### What is needed
Repeat all the material exactly; pictures stay out of your copy.

*** Given data

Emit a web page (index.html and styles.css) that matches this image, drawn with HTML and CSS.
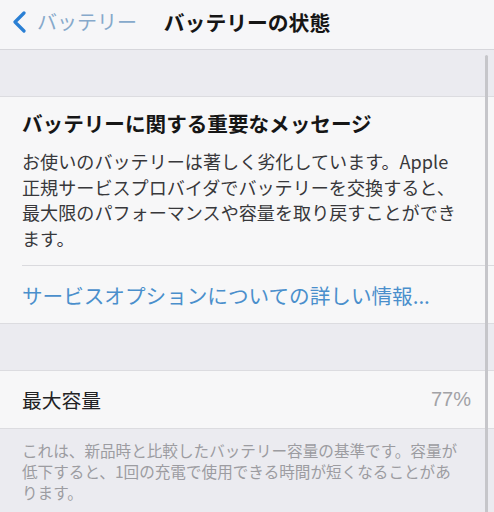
FILE: index.html
```html
<!DOCTYPE html>
<html lang="ja">
<head>
<meta charset="utf-8">
<link rel="stylesheet" href="styles.css">
</head>
<body>
<div class="screen">
  <header class="nav">
    <div class="back">
      <svg class="chev" width="16" height="22" viewBox="0 0 16 22"><path d="M13 2 L4 11 L13 20" fill="none" stroke="#2a7fd4" stroke-width="3.2" stroke-linecap="round" stroke-linejoin="round"/></svg>
      <span class="back-label">バッテリー</span>
    </div>
    <div class="title">バッテリーの状態</div>
    <div></div>
  </header>
  <div class="band"></div>
  <section class="card">
    <div class="msg">
      <h2 class="msg-title">バッテリーに関する重要なメッセージ</h2>
      <p class="msg-body">お使いのバッテリーは著しく劣化しています。Apple<br>正規サービスプロバイダでバッテリーを交換すると、<br>最大限のパフォーマンスや容量を取り戻すことができ<br>ます。</p>
    </div>
    <div class="link-row">サービスオプションについての詳しい情報...</div>
  </section>
  <div class="band"></div>
  <section class="card">
    <div class="cap-row">
      <span class="cap-label">最大容量</span>
      <span class="cap-value">77%</span>
    </div>
  </section>
  <p class="footnote">これは、新品時と比較したバッテリー容量の基準です。容量が低下すると、1回の充電で使用できる時間が短くなることがあります。</p>
  <div class="scroll"></div>
</div>
</body>
</html>
```

FILE: styles.css
```css
html, body {
  margin: 0;
  padding: 0;
}
body {
  background: #ebebf0;
  font-family: "Noto Sans CJK JP", "Noto Sans", sans-serif;
  width: 494px;
  height: 512px;
  overflow: hidden;
}
.screen {
  position: relative;
  width: 494px;
  height: 512px;
  overflow: hidden;
}
.nav {
  box-sizing: border-box;
  height: 50px;
  padding-bottom: 5px;
  background: #f6f6f8;
  border-bottom: 1px solid #d6d6db;
  display: grid;
  grid-template-columns: 1fr auto 1fr;
  align-items: center;
}
.back {
  display: flex;
  align-items: center;
  padding-left: 11px;
  gap: 10px;
}
.chev {
  display: block;
}
.back-label {
  font-size: 20px;
  line-height: 24px;
  color: #86a9cb;
}
.title {
  font-size: 20.8px;
  line-height: 24px;
  font-weight: 700;
  color: #151515;
}
.band {
  height: 46px;
}
.card {
  background: #f7f7f8;
  border-top: 1px solid #dcdce0;
  border-bottom: 1px solid #dcdce0;
}
.msg {
  margin-left: 22px;
  padding: 12px 16px 14px 0;
  border-bottom: 1px solid #dadade;
}
.msg-title {
  margin: 0;
  font-size: 20.6px;
  line-height: 28px;
  font-weight: 700;
  color: #161616;
}
.msg-body {
  margin: 12px 0 0;
  font-size: 18.1px;
  line-height: 25.5px;
  color: #38383b;
  white-space: nowrap;
}
.link-row {
  height: 57px;
  display: flex;
  align-items: center;
  padding-left: 22px;
  font-size: 20.6px;
  color: #4a8fcc;
}
.cap-row {
  height: 57px;
  display: flex;
  align-items: center;
  justify-content: space-between;
  padding: 0 23px 0 22px;
}
.cap-label {
  font-size: 19.8px;
  color: #222224;
}
.cap-value {
  font-family: "Liberation Sans", "Noto Sans", sans-serif;
  font-size: 20px;
  color: #a2a2a6;
}
.footnote {
  margin: 0;
  padding: 11px 28px 0 22px;
  font-size: 15.6px;
  line-height: 21px;
  color: #9c9ca1;
}
.scroll {
  position: absolute;
  right: 6px;
  top: 55px;
  width: 3px;
  height: 470px;
  background: #c6c6ca;
  border-radius: 2px;
}
```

******

### Problem solution
Emit a web page (index.html and styles.css) that matches this image, drawn with HTML and CSS.
FILE: index.html
```html
<!DOCTYPE html>
<html lang="ja">
<head>
<meta charset="utf-8">
<link rel="stylesheet" href="styles.css">
</head>
<body>
<div class="screen">
  <header class="nav">
    <div class="back">
      <svg class="chev" width="16" height="22" viewBox="0 0 16 22"><path d="M13 2 L4 11 L13 20" fill="none" stroke="#2a7fd4" stroke-width="3.2" stroke-linecap="round" stroke-linejoin="round"/></svg>
      <span class="back-label">バッテリー</span>
    </div>
    <div class="title">バッテリーの状態</div>
    <div></div>
  </header>
  <div class="band"></div>
  <section class="card">
    <div class="msg">
      <h2 class="msg-title">バッテリーに関する重要なメッセージ</h2>
      <p class="msg-body">お使いのバッテリーは著しく劣化しています。Apple<br>正規サービスプロバイダでバッテリーを交換すると、<br>最大限のパフォーマンスや容量を取り戻すことができ<br>ます。</p>
    </div>
    <div class="link-row">サービスオプションについての詳しい情報...</div>
  </section>
  <div class="band"></div>
  <section class="card">
    <div class="cap-row">
      <span class="cap-label">最大容量</span>
      <span class="cap-value">77%</span>
    </div>
  </section>
  <p class="footnote">これは、新品時と比較したバッテリー容量の基準です。容量が低下すると、1回の充電で使用できる時間が短くなることがあります。</p>
  <div class="scroll"></div>
</div>
</body>
</html>
```

FILE: styles.css
```css
html, body {
  margin: 0;
  padding: 0;
}
body {
  background: #ebebf0;
  font-family: "Noto Sans CJK JP", "Noto Sans", sans-serif;
  width: 494px;
  height: 512px;
  overflow: hidden;
}
.screen {
  position: relative;
  width: 494px;
  height: 512px;
  overflow: hidden;
}
.nav {
  box-sizing: border-box;
  height: 50px;
  padding-bottom: 5px;
  background: #f6f6f8;
  border-bottom: 1px solid #d6d6db;
  display: grid;
  grid-template-columns: 1fr auto 1fr;
  align-items: center;
}
.back {
  display: flex;
  align-items: center;
  padding-left: 11px;
  gap: 10px;
}
.chev {
  display: block;
}
.back-label {
  font-size: 20px;
  line-height: 24px;
  color: #86a9cb;
}
.title {
  font-size: 20.8px;
  line-height: 24px;
  font-weight: 700;
  color: #151515;
}
.band {
  height: 46px;
}
.card {
  background: #f7f7f8;
  border-top: 1px solid #dcdce0;
  border-bottom: 1px solid #dcdce0;
}
.msg {
  margin-left: 22px;
  padding: 12px 16px 14px 0;
  border-bottom: 1px solid #dadade;
}
.msg-title {
  margin: 0;
  font-size: 20.6px;
  line-height: 28px;
  font-weight: 700;
  color: #161616;
}
.msg-body {
  margin: 12px 0 0;
  font-size: 18.1px;
  line-height: 25.5px;
  color: #38383b;
  white-space: nowrap;
}
.link-row {
  height: 57px;
  display: flex;
  align-items: center;
  padding-left: 22px;
  font-size: 20.6px;
  color: #4a8fcc;
}
.cap-row {
  height: 57px;
  display: flex;
  align-items: center;
  justify-content: space-between;
  padding: 0 23px 0 22px;
}
.cap-label {
  font-size: 19.8px;
  color: #222224;
}
.cap-value {
  font-family: "Liberation Sans", "Noto Sans", sans-serif;
  font-size: 20px;
  color: #a2a2a6;
}
.footnote {
  margin: 0;
  padding: 11px 28px 0 22px;
  font-size: 15.6px;
  line-height: 21px;
  color: #9c9ca1;
}
.scroll {
  position: absolute;
  right: 6px;
  top: 55px;
  width: 3px;
  height: 470px;
  background: #c6c6ca;
  border-radius: 2px;
}
```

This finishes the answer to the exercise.